The_Exchange_Team's avatar
Nov 03, 2004

Thanks to everyone whose posted questions and comments to my previous blog post!  Since I’ve had so many questions on calculating IO, I thought I’d go into a bit more.
 
First, there are many ways to calculate the disk IO per user.  
 
Measuring IO:  What to measure:
In my blog, I recommended that you measure the PhysicalDisk\Disk Transfers per second. Depending on your hardware situation, you may want to use LogicalDisk\Disk Transfers per second. If LogicalDisk counters aren’t enabled, you might be able to use the PhysicalDisk counters. The important thing, of course, is that you are measuring the amount of IO reads and writes per second to the database drives.  
 
I also recommend you measure IOs per second on the SMTP queue drives, log drives, and temp drive, because any of these drives may be a bottleneck. Most of the literature focuses on the database drives, because these tend to have the greatest rate of IO, but it’s important to remember the little guys too and make sure all the drives used by the Exchange server have enough throughput capacity to meet your company’s needs.
 
Measuring IO:  When to measure:
The question of when to measure keeps coming up.

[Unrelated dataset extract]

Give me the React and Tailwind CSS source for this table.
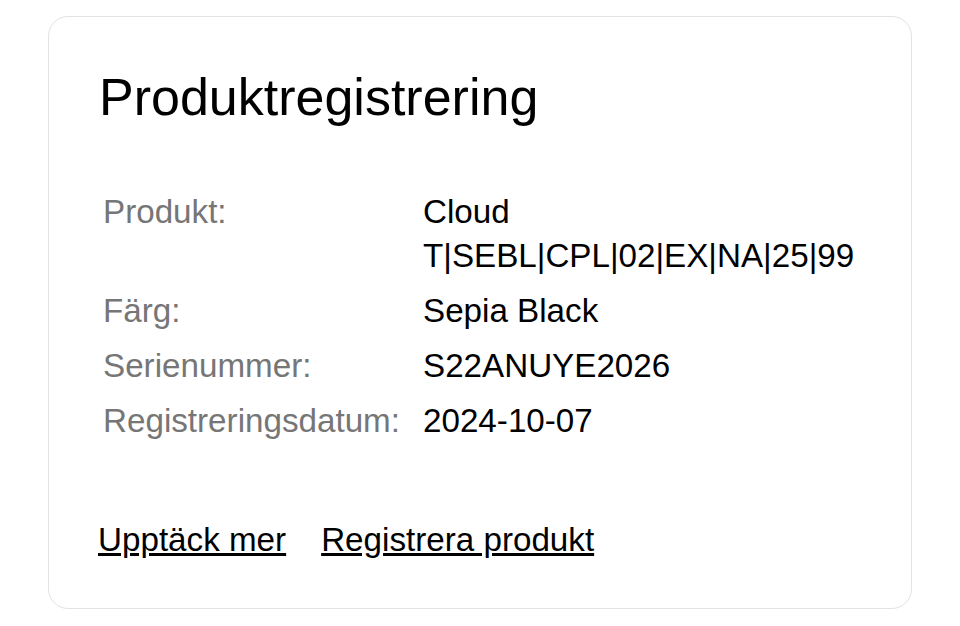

The important thing here is that the disks can support "maximum" sustained peak load. What do I mean by this? Practically speaking, sustained peak load is the load that is generated during the busiest time of the day, on the busiest day of the week. As I mentioned in the last blog, this is 9am to 11am on a Monday. When I monitor the servers, I calculate the average IOs per second during that busy 2-hour window. I am not interested in the maximum value that occurs during that time because I expect to see peaks and dips in IO rate - as long as these peaks are short in duration,  it is relatively safe to ignore them.  
 
So, if you have disk data from a many-hour measurement, I recommend looking at this in Perfmon. Perfmon allows you to select windows and find an average between two points. Find the largest sustained peak, and use the average IO rate from this peak in the calculations. 
 
Measuring IO: How many users is that again?
Determining how many users are active can be a tricky problem. It helps if you know a bit about the company’s email usage. For example, if you are lazy, and know that most of the users use mail, then you can use the total number of mailboxes for the number of users. Using the total number of mailboxes is what the Exchange 2003 performance and scalability guide recommends:
 
IOPS/mailbox = (average disk transfer/sec) ÷ (number of mailboxes).
   
This calculation works well in most cases. For example, people at Microsoft use mail a lot J, and during peak hours about 80% of the users are active, so this is a reasonable estimate for a company whose users have a passion for email. On the other hand, some companies don’t use email as frequently, or have users who work in shifts, so the number of concurrent active users might be much smaller.  In those cases, you may choose to use MSExchangeIS\Active User Count, or count the number of unique logons in ESM during peak hours.
 
In the last blog, I recommended that you use the MSExchangeIS\Active User Count counter. This is generally a good counter to use, but it does have a few gotchas I should mention. This counter gives the number of unique users that have logged on to the server and been active in the last 10 minutes. However, this number can be larger than the number of mailboxes on the server. This is primarily because of two things: if the server is a public folder server, it includes the users that are logged on to public folders. These can be users from other servers. Additionally, it includes users who are logged on to other user’s mailboxes (such as in the case of checking calendar details, if the users have shared their calendars).    This last reason usually has negligible impact - in most cases, it doesn’t account for many logons.
 
As an alternative, if you want to be more accurate about the number of users accessing a particular mdb, then you can look in the Exchange System Manager and count the number of unique logons for each mdb (drill down to administrative groups \<administrative group name> \ Servers \ <server name>\ Storage group\ <mailbox name>\ Logons).  Make sure you don’t count the same user twice.
 
When it comes down to how many disks you need, you only need to know the expected maximum disk throughput, which you can measure without knowing how many users are on the server. However, if you are planning to build a new server, and want to estimate how many IOPS to plan for, then it’s useful to know the IOs per user. As long as you are consistent in how you measure users, and know how many users you will have on the new  server, you should be able to estimate how much IO you will need - which is why we care about this in the first place. It might look like I’ve danced around the question "what is the best way to measure the number of users".  I suppose that’s because the answer depends on the situation. For simplicity, the method recommended in the Exchange 2003 performance and scalability guide is probably the best. I think MSExchangeIS\Active User Count is also good, especially if you have dedicated mailbox servers (with the public folder on another server), and it’s easy to measure quickly. And finally, if you are really detail-oriented, then you can measure unique logons via ESM.   
 
IO:  Where did the estimated maximum throughput numbers come from?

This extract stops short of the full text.